About a year ago, I found out something from my cousin that just turned my life upside down. She told me I have a sister I never knew about. At the time, I was 41 years old and grew up in Plano, TX an only child. My parents divorced when I was in elementary school, but stayed friends. Maybe it was because of me, I don't know. But, I knew without a doubt that they both loved me. Now, keep in mind, that I was always told they never wanted more than one child. So, being told I have a sister I never knew about was pretty big! I always wanted a sibling. Granted, I wanted one to play with when I was younger, but I knew I was going to be an only child. I was a little spoiled at times, but my mom and dad, especially mom, worked their asses off to make sure I was provided for. A single mom in the 80's didn't have it easy. Both were school teachers, mom was elementary, dad was a college professor. Mom worked weekends at grocery stores to make ends meet after teaching full time. I was never worried about my next meal or a roof over my head. I also had every educational advantage I could ask for...but I never asked for them haha.
Now, back to my sister. My cousin Collin, called me on siblings day last year and told me it was her mom's (my mom's sister) dying wish that I find out about my sister. I then called my one surviving aunt on my mom's side to verify this and, sure enough, holy schnikes, it's true! She was born about 5 years before me, same mom and dad, and given up for adoption because my parents were not yet married and finishing college.
I had little information to go on and also had to figure out a way to tell my parents I knew. I talked to some friends and most asked why I wasn't mad? I'm freaking thrilled, not mad! I have a sister! I always wanted a sibling and dang it, I have one now! I asked mom first and she verified that it was true and she could never figure out a way to tell me. Well, this was as good a way as any, in my book. Then I let dad know and he just said that he thought he'd be dead before I ever found out!

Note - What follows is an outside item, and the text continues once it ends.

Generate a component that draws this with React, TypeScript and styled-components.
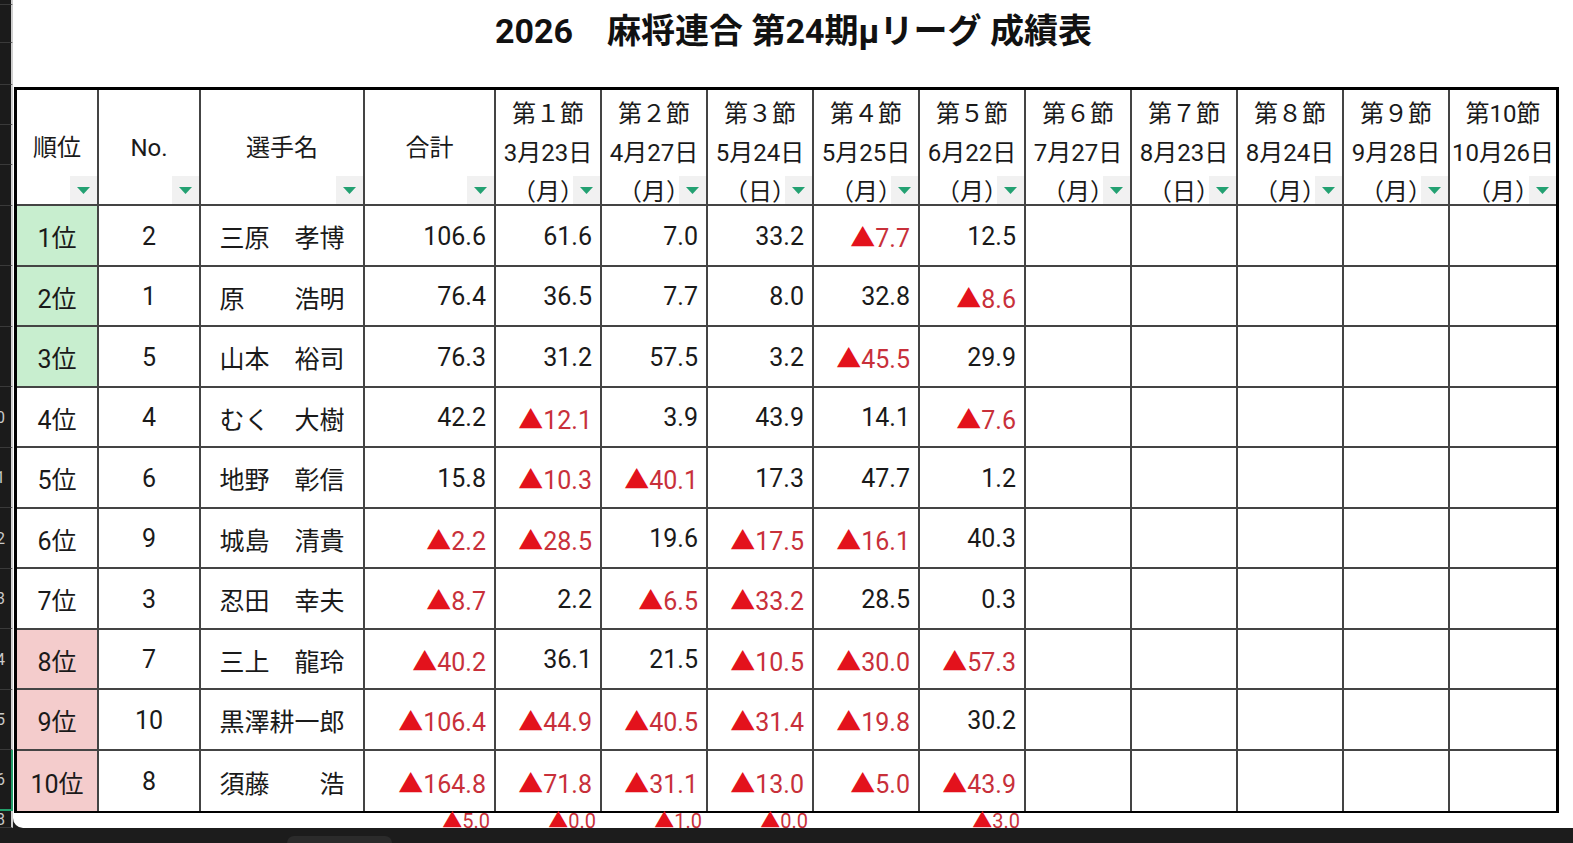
import React from "react";
import styled, { createGlobalStyle } from "styled-components";

const FONT = `Roboto, "Noto Sans CJK JP", sans-serif`;
const LINE = "2px solid #444";
const COLS = "82px 102px 164px 131px repeat(10, 1fr)";

const GlobalStyle = createGlobalStyle`
  html, body { margin: 0; padding: 0; background: #1c1c1c; }
  body { width: 1573px; height: 843px; overflow: hidden; font-family: ${FONT}; }
`;

const Screen = styled.div`
  display: flex;
  flex-direction: column;
  width: 1573px;
  height: 843px;
  background: #1c1c1c;
`;

const Main = styled.div`
  display: flex;
  height: 828px;
  flex: none;
`;

const Gutter = styled.div`
  width: 13px;
  flex: none;
  display: flex;
  flex-direction: column;
  overflow: hidden;
  background: #1b1b1b;
`;

const GutterCell = styled.div<{ $h: number; $sel?: boolean }>`
  height: ${(p) => p.$h}px;
  flex: none;
  box-sizing: border-box;
  border-bottom: ${(p) => (p.$sel ? "2px solid #22a06b" : "1px solid #3a3a3a")};
  border-right: 2px solid ${(p) => (p.$sel ? "#22a06b" : "#cfcfcf")};
  display: flex;
  align-items: center;
  justify-content: flex-end;
  overflow: hidden;
  color: #c9c9c9;
  font: 16px Roboto, sans-serif;
`;

const GutterLabel = styled.span`
  margin-right: 6px;
  white-space: nowrap;
  flex: none;
`;

const Sheet = styled.div`
  flex: 1;
  height: 828px;
  box-sizing: border-box;
  background: #fff;
  border-bottom-left-radius: 10px;
  overflow: hidden;
  padding: 11px 0 0 1px;
`;

const Title = styled.h1`
  margin: 0;
  text-align: center;
  font: 700 34px/40px ${FONT};
  color: #111;
  white-space: pre;
`;

const Table = styled.div`
  margin-top: 36px;
  width: 1545px;
  box-sizing: border-box;
  border: 3px solid #000;
  border-bottom-width: 2px;
  display: grid;
  grid-template-columns: ${COLS};
  grid-template-rows: 116px repeat(10, 60.5px);
`;

const HeadCell = styled.div<{ $last?: boolean; $stack?: boolean }>`
  position: relative;
  box-sizing: border-box;
  border-right: ${(p) => (p.$last ? "none" : LINE)};
  border-bottom: ${LINE};
  display: flex;
  flex-direction: column;
  align-items: center;
  justify-content: ${(p) => (p.$stack ? "flex-start" : "center")};
  padding-top: ${(p) => (p.$stack ? "5px" : "2px")};
  font-size: 24px;
  line-height: 39px;
  color: #1a1a1a;
  white-space: nowrap;
`;

const HeadLine = styled.span`
  display: block;
  height: 39px;
`;

const FilterButton = styled.span`
  position: absolute;
  right: 0;
  bottom: 0;
  width: 27px;
  height: 28px;
  background: #f1f1f1;
  display: flex;
  align-items: center;
  justify-content: center;
  z-index: 1;
`;

const Cell = styled.div<{
  $align: "center" | "right";
  $bg?: string;
  $last?: boolean;
  $bottom?: boolean;
}>`
  box-sizing: border-box;
  border-right: ${(p) => (p.$last ? "none" : LINE)};
  border-bottom: ${(p) => (p.$bottom ? "none" : LINE)};
  background: ${(p) => p.$bg ?? "#fff"};
  display: flex;
  align-items: center;
  justify-content: ${(p) => (p.$align === "right" ? "flex-end" : "center")};
  padding: 2px 8px 0;
  font-size: 25px;
  color: #1a1a1a;
  white-space: nowrap;
`;

const Neg = styled.span`
  color: #c8303a;
`;

const Tri = styled.span`
  color: #e3121c;
`;

const ExtraRow = styled.div`
  width: 1545px;
  box-sizing: border-box;
  padding: 0 3px;
  display: grid;
  grid-template-columns: ${COLS};
`;

const ExtraCell = styled.div`
  text-align: right;
  padding-right: 6px;
  font-size: 20px;
  line-height: 16px;
  white-space: nowrap;
`;

const BottomBar = styled.div`
  height: 15px;
  flex: none;
  background: #1c1c1c;
  display: flex;
  align-items: flex-end;
  padding-left: 287px;
`;

const Tab = styled.div`
  width: 105px;
  height: 7px;
  background: #2b2b2b;
  border-radius: 8px 8px 0 0;
`;

const Filter = () => (
  <FilterButton>
    <svg width="13" height="7" viewBox="0 0 13 7">
      <path d="M0 0 H13 L6.5 7 Z" fill="#23a172" />
    </svg>
  </FilterButton>
);

const Value = ({ v }: { v: string }) =>
  v.startsWith("▲") ? (
    <Neg>
      <Tri>▲</Tri>
      {v.slice(1)}
    </Neg>
  ) : (
    <>{v}</>
  );

const rounds: [string, string, string][] = [
  ["第１節", "3月23日", "（月）"],
  ["第２節", "4月27日", "（月）"],
  ["第３節", "5月24日", "（日）"],
  ["第４節", "5月25日", "（月）"],
  ["第５節", "6月22日", "（月）"],
  ["第６節", "7月27日", "（月）"],
  ["第７節", "8月23日", "（日）"],
  ["第８節", "8月24日", "（月）"],
  ["第９節", "9月28日", "（月）"],
  ["第10節", "10月26日", "（月）"],
];

type Player = { no: string; name: string; total: string; scores: string[] };

const players: Player[] = [
  { no: "2", name: "三原　孝博", total: "106.6", scores: ["61.6", "7.0", "33.2", "▲7.7", "12.5"] },
  { no: "1", name: "原　　浩明", total: "76.4", scores: ["36.5", "7.7", "8.0", "32.8", "▲8.6"] },
  { no: "5", name: "山本　裕司", total: "76.3", scores: ["31.2", "57.5", "3.2", "▲45.5", "29.9"] },
  { no: "4", name: "むく　大樹", total: "42.2", scores: ["▲12.1", "3.9", "43.9", "14.1", "▲7.6"] },
  { no: "6", name: "地野　彰信", total: "15.8", scores: ["▲10.3", "▲40.1", "17.3", "47.7", "1.2"] },
  { no: "9", name: "城島　清貴", total: "▲2.2", scores: ["▲28.5", "19.6", "▲17.5", "▲16.1", "40.3"] },
  { no: "3", name: "忍田　幸夫", total: "▲8.7", scores: ["2.2", "▲6.5", "▲33.2", "28.5", "0.3"] },
  { no: "7", name: "三上　龍玲", total: "▲40.2", scores: ["36.1", "21.5", "▲10.5", "▲30.0", "▲57.3"] },
  { no: "10", name: "黒澤耕一郎", total: "▲106.4", scores: ["▲44.9", "▲40.5", "▲31.4", "▲19.8", "30.2"] },
  { no: "8", name: "須藤　　浩", total: "▲164.8", scores: ["▲71.8", "▲31.1", "▲13.0", "▲5.0", "▲43.9"] },
];

const extra = ["", "", "", "▲5.0", "▲0.0", "▲1.0", "▲0.0", "", "▲3.0", "", "", "", "", ""];

const gutterRows: { h: number; label: string; sel?: boolean }[] = [
  { h: 5, label: "" },
  { h: 38, label: "" },
  { h: 42, label: "" },
  { h: 40, label: "" },
  { h: 40, label: "" },
  { h: 41, label: "" },
  ...Array.from({ length: 10 }, (_, i) => ({
    h: i % 2 === 0 ? 60 : 61,
    label: i + 7 >= 10 ? String(i + 7) : "",
    sel: i === 9,
  })),
  { h: 17, label: "18" },
];

const rankBg = (i: number) => (i < 3 ? "#c8eecf" : i >= 7 ? "#f4cccc" : undefined);

export default function App() {
  return (
    <>
      <GlobalStyle />
      <Screen>
        <Main>
          <Gutter>
            {gutterRows.map((r, i) => (
              <GutterCell key={i} $h={r.h} $sel={r.sel}>
                {r.label && <GutterLabel>{r.label}</GutterLabel>}
              </GutterCell>
            ))}
          </Gutter>
          <Sheet>
            <Title>2026　麻将連合 第24期μリーグ 成績表</Title>
            <Table>
              {["順位", "No.", "選手名", "合計"].map((h) => (
                <HeadCell key={h}>
                  {h}
                  <Filter />
                </HeadCell>
              ))}
              {rounds.map(([a, b, c], i) => (
                <HeadCell key={a} $stack $last={i === rounds.length - 1}>
                  <HeadLine>{a}</HeadLine>
                  <HeadLine>{b}</HeadLine>
                  <HeadLine>{c}</HeadLine>
                  <Filter />
                </HeadCell>
              ))}
              {players.map((p, r) => {
                const bottom = r === players.length - 1;
                const scores = [...p.scores, "", "", "", "", ""];
                return (
                  <React.Fragment key={p.no}>
                    <Cell $align="center" $bg={rankBg(r)} $bottom={bottom}>
                      {r + 1}位
                    </Cell>
                    <Cell $align="center" $bottom={bottom}>
                      {p.no}
                    </Cell>
                    <Cell $align="center" $bottom={bottom}>
                      {p.name}
                    </Cell>
                    <Cell $align="right" $bottom={bottom}>
                      <Value v={p.total} />
                    </Cell>
                    {scores.map((s, c) => (
                      <Cell key={c} $align="right" $bottom={bottom} $last={c === scores.length - 1}>
                        <Value v={s} />
                      </Cell>
                    ))}
                  </React.Fragment>
                );
              })}
            </Table>
            <ExtraRow>
              {extra.map((v, i) => (
                <ExtraCell key={i}>
                  <Value v={v} />
                </ExtraCell>
              ))}
            </ExtraRow>
          </Sheet>
        </Main>
        <BottomBar>
          <Tab />
        </BottomBar>
      </Screen>
    </>
  );
}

Here's the kicker...it only took me 2 weeks to find her. A friend helped (one of those people, that while extremely rich, I wouldn't trade lives with for anything) and had a colleague of his do some investigating. He narrowed it to 3 people and thought it would be best for me to to the contacting. Well, I found her! Now, it was time to see if she even wanted to be contacted. We were both nervous and, after time, warmed up to each other. Her name is Abby and she grew up in Iowa, where my parents gave birth to her.
The next problem was that she now lives in The NETHERLANDS! What? I finally found her and she lives 7 time zones away? WTH? Well, it turns out she had planned a trip to the USA to visit her adoptive parents and extended the trip to come to Texas to visit us. She even has a couple of cousins in Austin! So, we found each other in March and met in April, 2014!
What the heck does this have to do with what I talked about earlier with skeletons in the closet? My mom was carrying this for about 45 years! Once it was out, I could tell she was a changed person. There were no more secrets eating her up inside. Sure she took it hard and cried, but it was good. It was cleansing. Now it's all out (at least that I know of haha). She's a much happier person.
As far as me, I said before that things happen for a reason and the timing is for a reason as well. If this was 2003 when I was 487 pounds, I would have NOT been happy about this. I would have been embarrassed to meet my sister and would have hated myself more than I already did. Because I lost my weight and was in a better place with my wife, Karin, the timing was the best it could possibly be!
You see, I have a sister named Abby. She is the coolest, smartest (yes she's almost too freaking smart), prettiest, funniest, and best person I could ask for in my life. I just wish she didn't live so far away. We bonded on her visit and there was no doubt that we were related (sorry Abby, I win on getting the better deal. Not much to brag about with me being your brother...kidding).
I wouldn't wish the pain my mom went through on anyone. So, when you see someone who may think has the best life imaginable, remember, everyone has skeletons in their closet. Be happy with who you are and where you've been. You're the best you that YOU have! And it is probably better than anyone you could trade with!